There is a lot going on in this picture.  The mill body is being held in a 4 jaw chuck at the head of the lathe.  I have a steady rest (white thing with orange wheels) holding the free end of the body.  I am working at the foot of the body.  I have already smoothed the end up with a detail gouge.  Making it slightly concave so that the mill will sit evenly on a table or counter.  I've sanded the end, drilled the larger hole and what you see is me drilling the hole that goes completely through the body.  I will drill about 3/4 of the way through the body.  Flip it around, smooth the other end making it flat (not concave) and drill in from that end.  I do that because it makes the through hole perfectly centered in the mill body.

With the body drilled out I then work on the head.  In this picture I am holding the head in the 4 jaw chuck and have already turned a tenon to fit inside the through hole of the body.  This helps keep the head aligned with the body.  Then I've drilled a hole for the drive plate (basically a round washer with a square hole in the center) and am now drilling a 7mm hole about 3/4 of the way through the head.  I will flip this around in the chuck and trim the head to the finished length.  Which is about 1 7/8" in this case and then drill in again with the 7mm drill bit.  This hole is for the square drive shaft to come up through body, drive plate and to connect with the adjustment knob on the top of the mill.

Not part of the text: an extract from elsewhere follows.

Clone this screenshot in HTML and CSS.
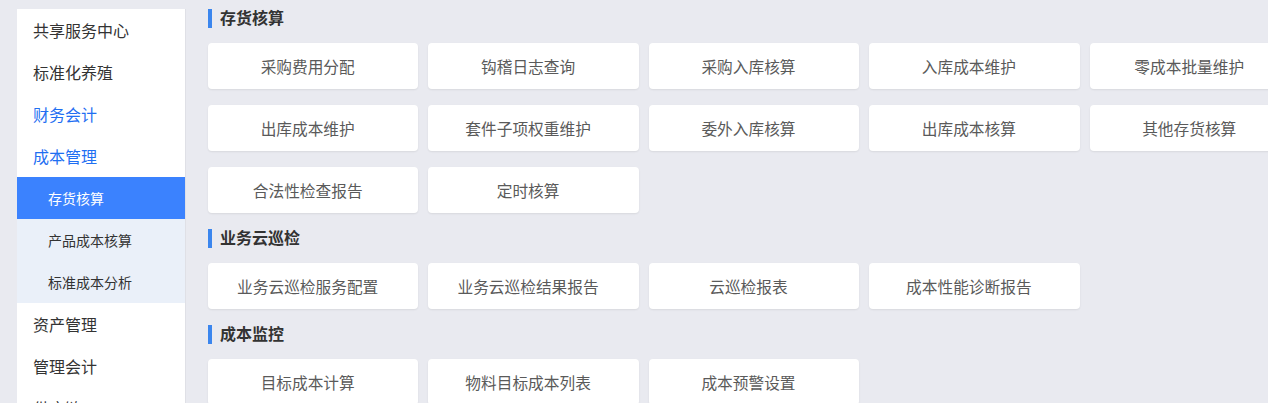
FILE: index.html
```html
<!DOCTYPE html>
<html lang="zh-CN">
<head>
    <meta charset="UTF-8">
    <meta name="viewport" content="width=device-width, initial-scale=1.0">
    <title>成本管理</title>
    <link rel="stylesheet" href="styles.css">
</head>
<body>
<div class="page">
    <ul class="sidebar">
        <li class="menu-item">共享服务中心</li>
        <li class="menu-item">标准化养殖</li>
        <li class="menu-item open">财务会计</li>
        <li class="menu-item open">成本管理</li>
        <li class="sub-item active">存货核算</li>
        <li class="sub-item">产品成本核算</li>
        <li class="sub-item">标准成本分析</li>
        <li class="menu-item">资产管理</li>
        <li class="menu-item">管理会计</li>
        <li class="menu-item">供应链</li>
    </ul>

    <div class="content">
        <div class="section">
            <h2 class="section-title">存货核算</h2>
            <div class="cards">
                <a class="card">采购费用分配</a>
                <a class="card">钩稽日志查询</a>
                <a class="card">采购入库核算</a>
                <a class="card">入库成本维护</a>
                <a class="card">零成本批量维护</a>
                <a class="card">出库成本维护</a>
                <a class="card">套件子项权重维护</a>
                <a class="card">委外入库核算</a>
                <a class="card">出库成本核算</a>
                <a class="card">其他存货核算</a>
                <a class="card">合法性检查报告</a>
                <a class="card">定时核算</a>
            </div>
        </div>

        <div class="section">
            <h2 class="section-title">业务云巡检</h2>
            <div class="cards">
                <a class="card">业务云巡检服务配置</a>
                <a class="card">业务云巡检结果报告</a>
                <a class="card">云巡检报表</a>
                <a class="card">成本性能诊断报告</a>
            </div>
        </div>

        <div class="section">
            <h2 class="section-title">成本监控</h2>
            <div class="cards">
                <a class="card">目标成本计算</a>
                <a class="card">物料目标成本列表</a>
                <a class="card">成本预警设置</a>
            </div>
        </div>
    </div>
</div>
</body>
</html>
```

FILE: styles.css
```css
body {
    margin: 0;
    background-color: #e9eaf0;
    font-family: "Noto Sans CJK SC", "Noto Sans", sans-serif;
    color: #333;
    overflow: hidden;
    height: 403px;
}
.page {
    display: flex;
    align-items: flex-start;
    padding-top: 9px;
}
.sidebar {
    list-style: none;
    margin: 0 0 0 17px;
    padding: 0;
    width: 168px;
    flex-shrink: 0;
    background: #fff;
    border-right: 1px solid #dfe0e6;
}
.menu-item {
    height: 42px;
    line-height: 42px;
    padding-left: 16px;
    font-size: 16px;
    color: #333;
}
.menu-item.open {
    color: #1f6ff2;
}
.sub-item {
    height: 42px;
    line-height: 42px;
    padding-left: 31px;
    font-size: 14px;
    color: #333;
    background: #eaf0f9;
}
.sub-item.active {
    background: #3b82fe;
    color: #fff;
}
.content {
    padding-left: 22px;
    flex-shrink: 0;
}
.section-title {
    display: flex;
    align-items: flex-start;
    height: 19px;
    line-height: 17px;
    margin: 0 0 15px;
    font-size: 16px;
    font-weight: bold;
    color: #333;
}
.section-title::before {
    content: "";
    width: 4px;
    height: 19px;
    background: #3b86ee;
    margin-right: 8px;
}
.cards {
    display: grid;
    grid-template-columns: repeat(5, 210.4px);
    gap: 16px 10px;
    margin-bottom: 16px;
}
.card {
    display: flex;
    align-items: center;
    justify-content: center;
    box-sizing: border-box;
    height: 46px;
    padding-right: 11px;
    background: #fff;
    border-radius: 4px;
    box-shadow: 0 1px 2px rgba(0, 0, 0, 0.08);
    font-size: 15.7px;
    color: #5a5a5a;
}
```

Pictured here is a special tool that I made to hold the head so that I could turn it separately from the body.  As you can tell from the picture it's a really complicated tool.  A block of wood, turned down for access to all parts of the head, and a 7mm drill bit epoxied into the wood.

Here is the highly sophisticated tool with the head of the mill on it ready for turning to shape.

Here the head has been completely turned and now the tailstock of the lathe (round cone) will be pulled away so that I can have access to the entire head to sand it.

Here is another highly sophisticated tool.  This will actually slide into and hold the foot of the body without marking up the wood while I turn the body to shape.

Here is the body being held between the tool above and the tailstock for the final turning to shape.  At this time I will cut the shoulder down to meet the head and roll beads or rings onto the body (in this case 3 separate areas of beads/rings) and then turn the areas down to the final shape between the beaded areas.  Everything will be sanded and then a finish will be applied all before it's taken off from the lathe.  Once it's dry I will buff the head and body with 3 layers of wax, the last being carnuba wax.  The last thing that I do is assemble the mechanism into the mill and it's done.

Here is the finished mill.  This one and a few more can be found in use at The Saltwater Grille in S. Portland, Maine.  You can find Saltwater Grille at 231 Front St and on the web by clicking on their name here Saltwater Grille.

Sunday, October 3, 2010

Gone to the Beech.

Gone to the Beech tree that is.  In the picture here there are eleven pieces, mostly logs, of a beech tree that I had given to me.  In exchange for all of the wood I have to make a few pieces to give back.  The tree was taken down to make way for development and the developer was glad that someone could actually use the wood instead of it just sitting and rotting.  So I left home this morning and drove the 1 1/2 hours it took to get to the site where the tree is.  I cut up three of the pieces to make into bowls and vessels.  I filled the back of my pick up with short pieces of log and bowl blanks.  In the picture the pieces don't look that big but most are over 24" in diameter.  For instance the piece pictured on the bottom left was about 54" long and about 26" in diameter.  Nice!  Some of the wood has already started to spalt, the process that wood goes through when it starts to break down and rot, which means the pieces are going to have extra character and lines running through the finished pieces.  I'm figuring it's going to take another four to five trips to get all of the wood back home but it should be well worth it.  I will post some pictures when I have some pieces done.